A spokesperson for Transport Canada said there are “strict requirements” under the Transportation of Dangerous Goods Act that compel companies to classify dangerous goods properly. “Testing criteria are harmonized with [United Nations] requirements and are the same as for the U.S.,” the spokesperson wrote in an e-mail. She added that the department is working with the crude oil industry, U.S. regulators and Natural Resources Canada to develop standardized tools and processes for crude oil testing.

The American Petroleum Institute recently developed a new set of classification and rail loading standards for its members to approve, which are expected to be made public later this month. Both Transport Canada and the U.S. Pipeline and Hazardous Materials Safety Administration were involved in the process, according to the API, but the new standards would not be enforceable unless regulators chose to adopt them.
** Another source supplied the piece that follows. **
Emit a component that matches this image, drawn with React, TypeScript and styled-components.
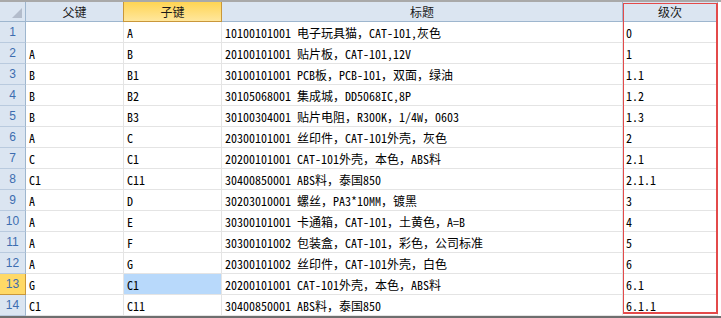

In the meantime, some companies are choosing to adopt new testing methods – in addition to those required by federal regulations – to ensure they are accurately measuring the possible dangers of the crude they’re extracting or transporting. Producers in North Dakota are also increasingly looking to stabilize the crude before they ship it, in a process that removes the most volatile components from the main product, reducing the potential dangers of shipping it by rail.

A separate safety advisory from the TSB, which was also issued days before the agency’s final report on Lac-Mégantic, warned that some of the problems identified at Montreal, Maine & Atlantic Railway may also exist at other short-line railways. The safety agency said runaway trains occur at a greater rate at short-line railways than larger railways and suggested short-line employees may not always receive the training they need to operate safely.